Almost everyone whose job it is to observe and analyse the market seems addicted to finding a distinct reason for the daily movements of the big market indices. And Friday's story was absolutely ready-made.
On Wednesday, the government changed some rules that govern taking foreign currency out of the country. On Thursday, the market was closed for Independence Day; everyone listened to some speeches and optionally, listened to speeches about speeches. And on Friday, the sensex fell by 769 points. What an easy day for headline writers - none of them had to fall back on the content-free 'Markets fall on selling pressure'. By the way, when the markets move big the headlines always talk about the sensex even though the nifty is the broader and deeper index. I guess bigger numbers are just more fun.
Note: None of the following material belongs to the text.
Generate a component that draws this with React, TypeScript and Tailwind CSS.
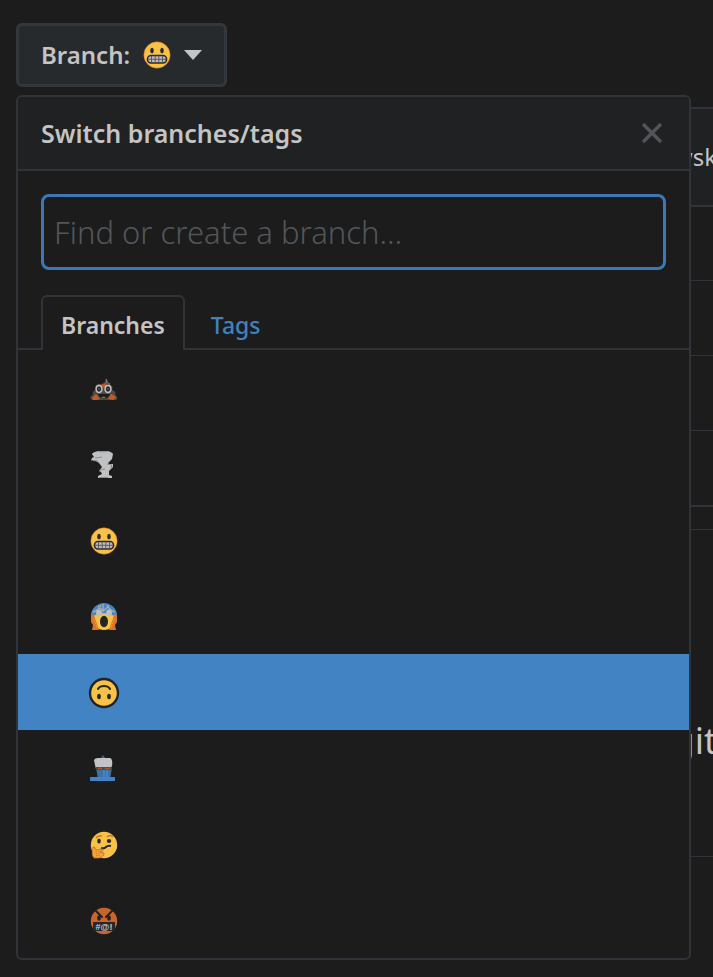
import React from "react";

function Poop() {
  return (
    <svg viewBox="0 0 28 28" className="size-7" aria-hidden="true">
      <path d="M16 3c1 3 4 4 3 7 4 0 4 3 3 5 4 1 4 4 3 5 3 1 3 5 0 5H3c-4-1-3-4 0-5-1-3 1-5 3-5-1-4 0-6 4-6 3 0 6-2 6-6Z" fill="#4e4a48" />
      <path d="M11 10l5-2 1 3-3 2ZM2 23l4-4 4 5-3 1H3ZM25 21l-4-2-3 5 5 1 3-2ZM8 9l3 2-2 1Z" fill="#c65a24" />
      <path d="M16 4l1 4M19 8l1 4" stroke="#858585" strokeWidth="1" fill="none" />
      <ellipse cx="9" cy="14" rx="2.900" ry="3.400" fill="#242424" stroke="#bcbcbc" strokeWidth="1.500" />
      <ellipse cx="18" cy="14" rx="2.900" ry="3.400" fill="#242424" stroke="#bcbcbc" strokeWidth="1.500" />
      <circle cx="9" cy="14" r="0.800" fill="#777" />
      <circle cx="18" cy="14" r="0.800" fill="#777" />
      <path d="M8 19h12c-2 6-10 6-12 0Z" fill="#1c1c1c" />
      <path d="M11 23q3-3 5 0" fill="#d95c22" />
    </svg>
  );
}

function Tornado() {
  return (
    <svg viewBox="0 0 28 28" className="size-7" aria-hidden="true">
      <path d="M2 3q1-2 7-3h8q5 1 6 3l-1 5-4 4 1 1h4v3l-4 4v4l3 1v2H8v-2l4-2-1-2-2-1 3-4-3-4-3-2-5-1 1-2 2-1Z" fill="#bfc1c2" />
      <path d="M9 0.700h8M5 7l7-1M3 9.500l5 0.500M17 13l5 1M10 19l5-1M9 26.500h9" stroke="#928a84" strokeWidth="1" fill="none" />
      <path d="M1.500 8v2M22 14l-1 3" stroke="#427eae" strokeWidth="0.800" />
    </svg>
  );
}

function Grimace() {
  return (
    <svg viewBox="0 0 28 28" className="size-7" aria-hidden="true">
      <circle cx="14" cy="14" r="13.2" fill="#f8c246" stroke="#ce6426" strokeWidth="0.5" />
      <ellipse cx="9" cy="9.5" rx="1.8" ry="2.7" fill="#2b2927" />
      <ellipse cx="19" cy="9.5" rx="1.8" ry="2.7" fill="#2b2927" />
      <rect x="4.500" y="14.500" width="19" height="7.500" rx="3.500" fill="#bcbcbc" stroke="#292929" strokeWidth="1.6" />
      <path d="M5 18.300h18M8.500 15v7M12.200 15v7M15.800 15v7M19.500 15v7" stroke="#555" strokeWidth="0.9" />
    </svg>
  );
}

function Scream() {
  return (
    <svg viewBox="0 0 28 28" className="size-7" aria-hidden="true">
      <circle cx="14" cy="14" r="13" fill="#f8c246" />
      <path d="M1 13a13 13 0 0 1 26 0l-6-1-7-2-8 2Z" fill="#4586c6" />
      <path d="M3 9c5-2 5-2 8-7M25 9c-5-2-5-2-8-7M8 3l5 5 6-5M13 1v8" stroke="#aaa" strokeWidth="1.4" fill="none" />
      <ellipse cx="9" cy="10" rx="3" ry="3.5" fill="#bdbfc1" />
      <ellipse cx="19" cy="10" rx="3" ry="3.5" fill="#bdbfc1" />
      <path d="M1 13q1-3 3-1l3 9 2 6H2l1-5-2-3ZM27 13q-1-3-3-1l-3 9-2 6h7l-1-5 2-3Z" fill="#d87729" />
      <path d="M4 16l3 9M24 16l-3 9" stroke="#f2ad3c" strokeDasharray="1 1" />
      <ellipse cx="14" cy="18.5" rx="4" ry="5.7" fill="#242424" />
    </svg>
  );
}

function UpsideDown() {
  return (
    <svg viewBox="0 0 32 32" className="-mx-0.5 size-8" aria-hidden="true">
      <circle cx="16" cy="16" r="14" fill="#f8c246" stroke="#20242a" strokeWidth="2.4" />
      <path d="M10 12c2-4 10-4 12 0" fill="none" stroke="#292724" strokeWidth="2" strokeLinecap="round" />
      <ellipse cx="11" cy="19.500" rx="1.9" ry="2.8" fill="#2b2927" />
      <ellipse cx="21" cy="19.500" rx="1.9" ry="2.8" fill="#2b2927" />
    </svg>
  );
}

function Cupcake() {
  return (
    <svg viewBox="0 0 28 28" className="size-7" aria-hidden="true">
      <path d="M10 4 13 0l3 4Z" fill="#315f8d" />
      <path d="M6 12h16l-2 13H8Z" fill="#3b72a8" />
      <path d="M14 15v9M17 16v8" stroke="#4483c4" strokeWidth="2" />
      <path d="M4 5q1-2 4-2h12q3 1 2 8l-2 3H6l-1-4Z" fill="#c2c3c4" />
      <path d="M6 12h16v3H6Z" fill="#4c4a48" />
      <path d="M8 14l2-1 2 1M15 13l2 1 3-1" stroke="#b45e2b" strokeWidth="1.2" fill="none" />
      <rect x="0" y="22" width="25" height="4" rx="0.5" fill="#4383c4" />
    </svg>
  );
}

function Thinking() {
  return (
    <svg viewBox="0 0 28 28" className="size-7" aria-hidden="true">
      <circle cx="14" cy="14" r="13.2" fill="#f8c246" />
      <path d="M6 7q2-3 6-2M17 6q3-3 6 0" stroke="#d57029" strokeWidth="1.5" fill="none" />
      <ellipse cx="9" cy="10" rx="1.8" ry="2.6" fill="#2b2927" />
      <ellipse cx="19" cy="10" rx="2.2" ry="2" fill="#2b2927" />
      <path d="M11 17q3 1 5-1t5-1" fill="none" stroke="#292724" strokeWidth="2" />
      <path d="M3 16q2-1 3 3l7-1q2 1-3 3l4 1q0 4-5 5H4q-3-3-1-11Z" fill="#f2a53b" stroke="#c8672a" strokeWidth="0.8" />
      <path d="M6 20l1 6M9 20v6" stroke="#cd6f2a" strokeDasharray="1 1" />
    </svg>
  );
}

function Swearing() {
  return (
    <svg viewBox="0 0 28 28" className="size-7" aria-hidden="true">
      <circle cx="14" cy="14" r="13.2" fill="#c9642a" />
      <path d="M6 4l6 6M22 4l-6 6" stroke="#242322" strokeWidth="2" strokeLinecap="round" />
      <ellipse cx="9" cy="11" rx="1.9" ry="2.7" fill="#242322" />
      <ellipse cx="19" cy="11" rx="1.9" ry="2.7" fill="#242322" />
      <rect x="3" y="15" width="22" height="9" fill="#25282b" />
      <text x="14" y="22.500" textAnchor="middle" fontSize="9" fontWeight="700" fontFamily="Liberation Sans, sans-serif" fill="#c8c8c8">#@!</text>
    </svg>
  );
}

const branches = [
  { name: "poop", Icon: Poop },
  { name: "tornado", Icon: Tornado },
  { name: "grimace", Icon: Grimace },
  { name: "scream", Icon: Scream },
  { name: "upside down", Icon: UpsideDown, active: true },
  { name: "cupcake", Icon: Cupcake },
  { name: "thinking", Icon: Thinking },
  { name: "swearing", Icon: Swearing },
];

function BranchMenu() {
  return (
    <section aria-label="Switch branches/tags" className="absolute inset-x-0 top-full mt-2 rounded-md border-2 border-[#303438] bg-[#1c1c1c]">
      <header className="flex h-[72px] items-center justify-between rounded-t bg-[#202122] px-[23px] text-[#c4c4c4]">
        <h2 className="text-[25px] leading-8 font-semibold">Switch branches/tags</h2>
        <button type="button" aria-label="Close" className="text-[#515458]">
          <svg viewBox="0 0 28 28" className="size-7" fill="none" stroke="currentColor" strokeWidth="3.500" aria-hidden="true">
            <path d="M5 5l18 18M23 5 5 23" />
          </svg>
        </button>
      </header>
      <div className="border-t-2 border-[#303438] px-[23px] pt-[23px]">
        <input
          type="text"
          aria-label="Find or create a branch"
          placeholder="Find or create a branch…"
          className="block h-[76px] w-full rounded-lg border-3 border-[#3d78b4] bg-[#1c1c1c] px-2.5 text-[31px] font-light text-[#c4c4c4] outline-none placeholder:text-[#53565a]"
        />
      </div>
      <div role="tablist" className="mt-[25px] flex border-b-2 border-[#303438] px-[23px]">
        <button type="button" role="tab" aria-selected="true" className="-mb-0.5 h-[55px] rounded-t-md border-2 border-b-0 border-[#303438] bg-[#1c1c1c] px-[18px] pt-1 text-[23px] font-semibold text-[#c4c4c4]">
          Branches
        </button>
        <button type="button" role="tab" aria-selected="false" className="h-[53px] px-[26px] pt-2 text-[23px] font-medium text-[#4281c1]">
          Tags
        </button>
      </div>
      <ul>
        {branches.map(({ name, Icon, active }) => (
          <li key={name}>
            <button type="button" aria-label={name} className={`flex h-[76px] w-full items-center px-[72px] pt-0.5 ${active ? "bg-[#4283c4]" : ""}`}>
              <Icon />
            </button>
          </li>
        ))}
      </ul>
    </section>
  );
}

export default function App() {
  return (
    <main className="min-h-screen overflow-hidden bg-[#1c1c1c] pt-[23px] pb-[120px] pl-4 font-['Noto_Sans','Open_Sans',sans-serif] text-[#c4c4c4]">
      <div className="relative z-10 mr-[22px]">
        <button type="button" className="flex h-16 items-center rounded-md border-3 border-[#32373c] bg-[#272a2d] px-[22px] text-2xl">
          <span className="mr-[13px] font-semibold">Branch:</span>
          <Grimace />
          <svg viewBox="0 0 18 10" className="ml-[13px] h-2.5 w-[18px]" fill="currentColor" aria-hidden="true">
            <path d="M0 0h18L9 10Z" />
          </svg>
        </button>
        <BranchMenu />
      </div>
      <div className="mt-5 border-2 border-r-0 border-[#303438]">
        <div className="flex h-24 items-center justify-end bg-[#202122] text-2xl whitespace-nowrap">
          <span className="-mr-1">wsk</span>
        </div>
        <div className="h-[75px] border-t-2 border-[#303438]" />
        <div className="h-[75px] border-t border-[#303438]" />
        <div className="h-[75px] border-t border-[#303438]" />
        <div className="h-[75px] border-t border-[#303438]" />
      </div>
      <div className="mt-[22px] border-t border-[#303438]">
        <h1 className="flex h-[327px] items-end justify-end border-b border-[#303438] pb-[88px] text-4xl leading-[54px]">
          <span className="-mr-1">git</span>
        </h1>
      </div>
    </main>
  );
}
However, in an environment where the large-cap indices have gyrated around roughly the same level for something like four years, little attention should be paid to whatever happens on a single day or a few days. On any given day, opinions tend to become a sort of a monoculture and there's only one sort of a participant on the stage.
Day-to-day, these numbers are driven purely by people who are focussed on the next day. Anyone who is interested in equity busily keeps an eye out for companies which make it out of the muck. And anyone else should just be happy that despite all the talk, fixed income returns are now heading above 10%. The larger mess will take years to get resolved so it's better to keep attention on the small stuff.